# DIRECTIONS
Check each line of the material below for "React". Report how many have it, with no other words.

# COLLECTED MATERIAL

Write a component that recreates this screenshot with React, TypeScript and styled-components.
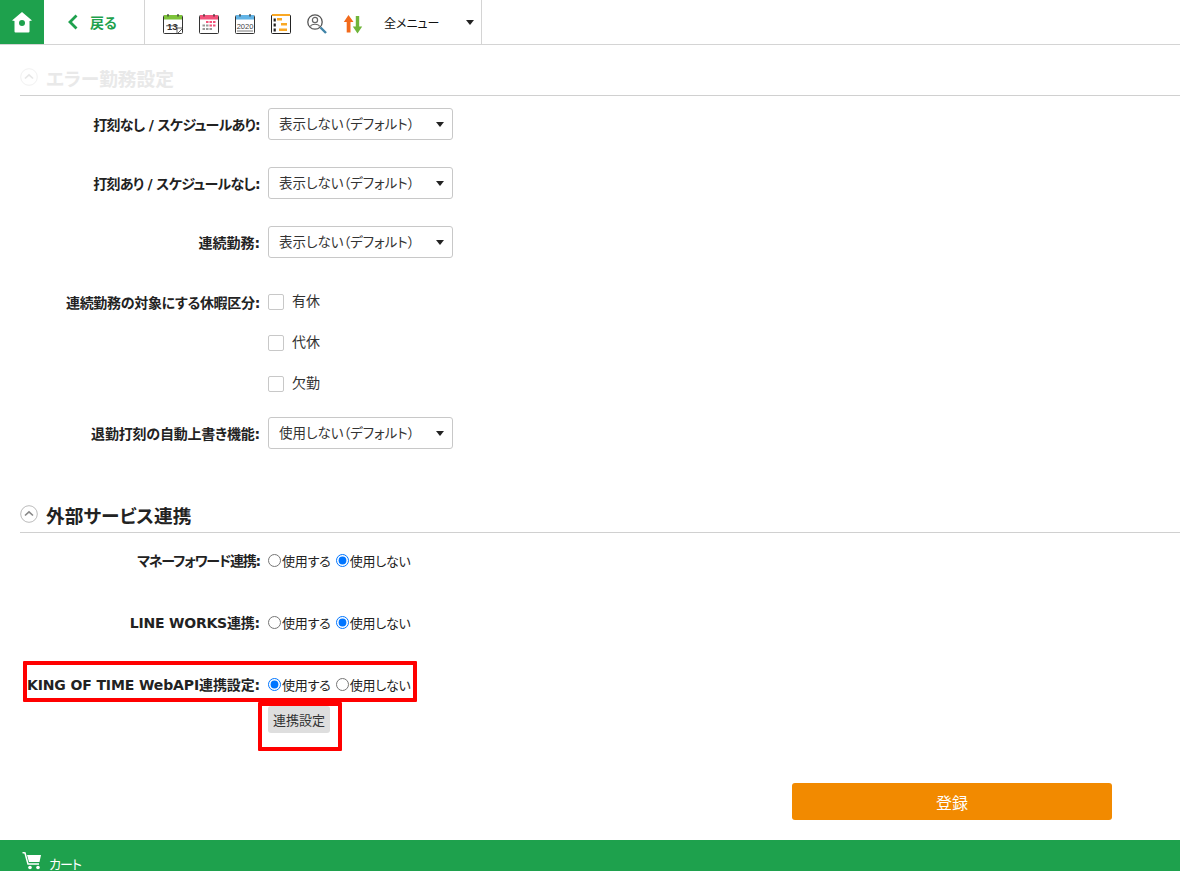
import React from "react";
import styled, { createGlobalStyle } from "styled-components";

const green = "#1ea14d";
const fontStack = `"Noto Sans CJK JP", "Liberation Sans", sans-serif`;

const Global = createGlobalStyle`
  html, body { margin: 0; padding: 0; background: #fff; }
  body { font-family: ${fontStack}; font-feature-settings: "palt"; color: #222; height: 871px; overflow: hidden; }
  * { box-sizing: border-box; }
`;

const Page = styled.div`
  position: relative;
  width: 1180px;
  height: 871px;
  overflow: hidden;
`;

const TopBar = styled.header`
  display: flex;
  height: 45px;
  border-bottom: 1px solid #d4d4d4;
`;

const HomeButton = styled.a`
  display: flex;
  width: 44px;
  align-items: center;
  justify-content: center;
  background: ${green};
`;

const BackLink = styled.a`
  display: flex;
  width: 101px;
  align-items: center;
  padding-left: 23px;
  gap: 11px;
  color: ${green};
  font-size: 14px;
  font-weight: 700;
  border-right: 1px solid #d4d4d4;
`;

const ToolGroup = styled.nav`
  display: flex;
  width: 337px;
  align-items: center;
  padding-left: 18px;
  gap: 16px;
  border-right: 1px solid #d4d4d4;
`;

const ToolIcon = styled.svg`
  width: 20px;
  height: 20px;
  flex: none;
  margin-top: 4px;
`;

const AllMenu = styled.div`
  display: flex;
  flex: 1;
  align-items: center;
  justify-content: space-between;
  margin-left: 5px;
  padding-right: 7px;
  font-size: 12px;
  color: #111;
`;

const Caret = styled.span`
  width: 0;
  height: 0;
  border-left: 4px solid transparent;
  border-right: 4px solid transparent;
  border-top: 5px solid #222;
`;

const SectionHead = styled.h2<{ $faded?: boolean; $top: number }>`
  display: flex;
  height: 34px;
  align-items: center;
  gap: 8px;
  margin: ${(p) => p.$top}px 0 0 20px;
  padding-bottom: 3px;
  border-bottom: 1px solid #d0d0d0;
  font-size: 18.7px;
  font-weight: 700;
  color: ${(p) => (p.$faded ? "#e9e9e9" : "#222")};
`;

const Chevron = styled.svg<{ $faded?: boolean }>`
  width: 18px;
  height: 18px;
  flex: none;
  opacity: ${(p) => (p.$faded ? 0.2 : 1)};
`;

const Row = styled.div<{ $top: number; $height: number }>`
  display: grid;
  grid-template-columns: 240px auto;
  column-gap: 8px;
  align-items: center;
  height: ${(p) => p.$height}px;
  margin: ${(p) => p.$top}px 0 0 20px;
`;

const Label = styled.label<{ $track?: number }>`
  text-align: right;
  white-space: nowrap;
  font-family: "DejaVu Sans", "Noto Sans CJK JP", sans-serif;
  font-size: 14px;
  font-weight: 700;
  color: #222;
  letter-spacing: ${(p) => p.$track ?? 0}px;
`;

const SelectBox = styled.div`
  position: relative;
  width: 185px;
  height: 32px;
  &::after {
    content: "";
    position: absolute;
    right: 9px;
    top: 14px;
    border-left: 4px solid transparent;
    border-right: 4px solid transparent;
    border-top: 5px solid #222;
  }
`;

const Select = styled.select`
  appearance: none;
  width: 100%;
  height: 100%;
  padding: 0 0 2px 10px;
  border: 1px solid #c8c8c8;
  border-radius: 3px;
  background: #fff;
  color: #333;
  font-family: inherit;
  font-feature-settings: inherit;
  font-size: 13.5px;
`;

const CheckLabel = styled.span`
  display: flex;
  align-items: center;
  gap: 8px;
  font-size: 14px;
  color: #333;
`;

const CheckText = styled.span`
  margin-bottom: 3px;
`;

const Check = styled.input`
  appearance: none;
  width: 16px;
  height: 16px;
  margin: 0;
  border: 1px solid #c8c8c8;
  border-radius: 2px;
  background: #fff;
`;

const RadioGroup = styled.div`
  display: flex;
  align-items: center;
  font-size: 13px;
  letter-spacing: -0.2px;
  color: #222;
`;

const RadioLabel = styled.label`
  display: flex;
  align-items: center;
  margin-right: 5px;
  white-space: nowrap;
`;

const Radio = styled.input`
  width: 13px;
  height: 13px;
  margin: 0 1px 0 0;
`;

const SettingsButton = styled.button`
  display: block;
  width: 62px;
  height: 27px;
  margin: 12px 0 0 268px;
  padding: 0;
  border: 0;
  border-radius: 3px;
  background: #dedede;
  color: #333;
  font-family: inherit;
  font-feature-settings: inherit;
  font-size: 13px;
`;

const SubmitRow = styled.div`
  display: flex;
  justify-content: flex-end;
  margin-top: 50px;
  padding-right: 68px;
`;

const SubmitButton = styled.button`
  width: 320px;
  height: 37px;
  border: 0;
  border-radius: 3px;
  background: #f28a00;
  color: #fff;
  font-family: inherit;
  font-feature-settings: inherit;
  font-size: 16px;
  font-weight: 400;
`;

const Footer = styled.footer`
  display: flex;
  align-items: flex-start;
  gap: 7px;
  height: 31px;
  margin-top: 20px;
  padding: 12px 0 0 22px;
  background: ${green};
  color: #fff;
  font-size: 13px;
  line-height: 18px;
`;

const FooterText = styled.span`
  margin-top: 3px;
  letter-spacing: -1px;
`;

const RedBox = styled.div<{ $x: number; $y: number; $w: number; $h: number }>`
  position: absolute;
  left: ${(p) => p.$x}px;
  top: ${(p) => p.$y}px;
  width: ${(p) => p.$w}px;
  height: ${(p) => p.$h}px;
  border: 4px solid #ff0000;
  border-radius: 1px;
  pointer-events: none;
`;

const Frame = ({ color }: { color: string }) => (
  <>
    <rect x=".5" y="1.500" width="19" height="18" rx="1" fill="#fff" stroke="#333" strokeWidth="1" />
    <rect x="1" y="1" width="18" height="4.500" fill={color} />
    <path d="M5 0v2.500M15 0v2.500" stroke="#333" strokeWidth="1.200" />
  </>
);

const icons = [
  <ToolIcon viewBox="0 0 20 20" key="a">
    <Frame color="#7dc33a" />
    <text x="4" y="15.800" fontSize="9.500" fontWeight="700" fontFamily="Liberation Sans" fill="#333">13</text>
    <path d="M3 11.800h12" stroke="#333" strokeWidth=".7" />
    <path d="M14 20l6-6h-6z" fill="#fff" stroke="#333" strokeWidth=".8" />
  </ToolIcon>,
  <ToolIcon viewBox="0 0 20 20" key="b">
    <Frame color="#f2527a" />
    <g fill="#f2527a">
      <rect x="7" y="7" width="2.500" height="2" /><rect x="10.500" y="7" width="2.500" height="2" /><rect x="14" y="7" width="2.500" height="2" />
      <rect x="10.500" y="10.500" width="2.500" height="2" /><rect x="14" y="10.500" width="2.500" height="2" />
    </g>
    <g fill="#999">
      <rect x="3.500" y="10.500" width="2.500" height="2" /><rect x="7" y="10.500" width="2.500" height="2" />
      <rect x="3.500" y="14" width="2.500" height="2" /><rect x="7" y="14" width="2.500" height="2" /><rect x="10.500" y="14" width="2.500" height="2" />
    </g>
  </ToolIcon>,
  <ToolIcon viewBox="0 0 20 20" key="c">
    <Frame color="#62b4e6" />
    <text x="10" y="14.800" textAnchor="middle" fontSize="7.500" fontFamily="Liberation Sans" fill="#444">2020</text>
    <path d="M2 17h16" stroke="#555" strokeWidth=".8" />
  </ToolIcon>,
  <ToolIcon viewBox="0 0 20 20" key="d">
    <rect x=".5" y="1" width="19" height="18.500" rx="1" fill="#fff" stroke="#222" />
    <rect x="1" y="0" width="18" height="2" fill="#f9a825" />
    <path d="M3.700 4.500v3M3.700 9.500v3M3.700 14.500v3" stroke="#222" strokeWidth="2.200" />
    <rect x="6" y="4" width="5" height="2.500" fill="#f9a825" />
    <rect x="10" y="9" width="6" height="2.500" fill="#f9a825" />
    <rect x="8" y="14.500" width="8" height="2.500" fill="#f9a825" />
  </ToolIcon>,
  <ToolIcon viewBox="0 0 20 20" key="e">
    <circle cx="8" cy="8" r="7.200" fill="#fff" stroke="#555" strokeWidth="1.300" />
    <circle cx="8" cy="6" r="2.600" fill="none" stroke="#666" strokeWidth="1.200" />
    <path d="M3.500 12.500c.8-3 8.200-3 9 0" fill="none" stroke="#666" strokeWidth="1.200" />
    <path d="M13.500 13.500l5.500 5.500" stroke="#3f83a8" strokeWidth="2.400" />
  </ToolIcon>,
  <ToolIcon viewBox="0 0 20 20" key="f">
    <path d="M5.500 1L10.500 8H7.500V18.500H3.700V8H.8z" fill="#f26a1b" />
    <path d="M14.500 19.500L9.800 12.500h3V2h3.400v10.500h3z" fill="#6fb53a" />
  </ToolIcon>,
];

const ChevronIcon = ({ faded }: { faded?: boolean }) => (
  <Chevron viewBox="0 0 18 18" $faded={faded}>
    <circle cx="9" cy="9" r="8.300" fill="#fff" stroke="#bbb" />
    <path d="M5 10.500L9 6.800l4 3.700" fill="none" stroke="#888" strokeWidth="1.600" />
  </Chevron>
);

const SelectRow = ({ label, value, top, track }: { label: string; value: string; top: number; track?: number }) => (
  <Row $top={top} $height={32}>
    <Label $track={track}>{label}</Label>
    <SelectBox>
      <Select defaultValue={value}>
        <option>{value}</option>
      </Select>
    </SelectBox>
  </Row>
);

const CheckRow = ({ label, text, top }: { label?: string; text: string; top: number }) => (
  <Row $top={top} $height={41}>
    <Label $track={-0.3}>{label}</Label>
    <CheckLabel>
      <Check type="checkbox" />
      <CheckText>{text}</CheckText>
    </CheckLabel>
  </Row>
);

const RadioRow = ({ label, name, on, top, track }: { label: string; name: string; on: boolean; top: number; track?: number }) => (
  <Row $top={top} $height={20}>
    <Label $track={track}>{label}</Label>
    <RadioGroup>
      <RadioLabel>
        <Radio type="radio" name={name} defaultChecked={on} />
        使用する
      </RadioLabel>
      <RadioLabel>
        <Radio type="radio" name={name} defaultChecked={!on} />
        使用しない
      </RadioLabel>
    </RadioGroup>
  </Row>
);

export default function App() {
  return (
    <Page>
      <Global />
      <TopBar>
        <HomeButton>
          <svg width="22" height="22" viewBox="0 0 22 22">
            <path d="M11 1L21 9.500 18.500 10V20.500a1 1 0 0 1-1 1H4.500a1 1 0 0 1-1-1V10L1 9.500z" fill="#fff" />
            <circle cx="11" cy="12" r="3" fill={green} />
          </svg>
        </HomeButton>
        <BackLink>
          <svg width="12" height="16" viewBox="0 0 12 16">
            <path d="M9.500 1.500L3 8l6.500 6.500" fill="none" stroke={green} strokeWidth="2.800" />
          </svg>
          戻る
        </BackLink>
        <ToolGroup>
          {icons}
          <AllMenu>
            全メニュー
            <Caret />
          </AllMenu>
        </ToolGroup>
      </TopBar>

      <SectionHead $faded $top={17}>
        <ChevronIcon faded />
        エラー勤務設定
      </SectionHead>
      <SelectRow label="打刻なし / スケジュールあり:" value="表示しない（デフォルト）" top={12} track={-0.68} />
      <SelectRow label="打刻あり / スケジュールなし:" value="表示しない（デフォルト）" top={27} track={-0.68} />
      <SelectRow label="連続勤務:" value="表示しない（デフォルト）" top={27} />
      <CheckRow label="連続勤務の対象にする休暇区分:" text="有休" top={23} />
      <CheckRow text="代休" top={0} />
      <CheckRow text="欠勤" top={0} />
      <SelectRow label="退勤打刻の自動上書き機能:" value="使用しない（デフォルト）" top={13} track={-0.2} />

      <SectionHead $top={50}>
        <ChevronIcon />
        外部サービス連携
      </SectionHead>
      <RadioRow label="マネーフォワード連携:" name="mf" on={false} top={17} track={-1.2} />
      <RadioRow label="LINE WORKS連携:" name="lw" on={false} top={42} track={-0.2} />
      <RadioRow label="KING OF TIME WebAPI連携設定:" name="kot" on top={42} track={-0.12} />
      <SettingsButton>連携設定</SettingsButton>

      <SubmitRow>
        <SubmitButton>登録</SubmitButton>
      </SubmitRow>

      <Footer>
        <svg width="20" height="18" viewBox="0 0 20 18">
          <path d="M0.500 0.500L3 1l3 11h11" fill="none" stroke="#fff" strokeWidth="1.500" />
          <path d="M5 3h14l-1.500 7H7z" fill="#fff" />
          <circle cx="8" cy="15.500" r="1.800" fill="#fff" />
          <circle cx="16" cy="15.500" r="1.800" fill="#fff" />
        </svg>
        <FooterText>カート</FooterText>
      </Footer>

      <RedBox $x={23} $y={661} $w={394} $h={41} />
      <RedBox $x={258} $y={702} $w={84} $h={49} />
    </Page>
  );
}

# TASK RESPONSE
2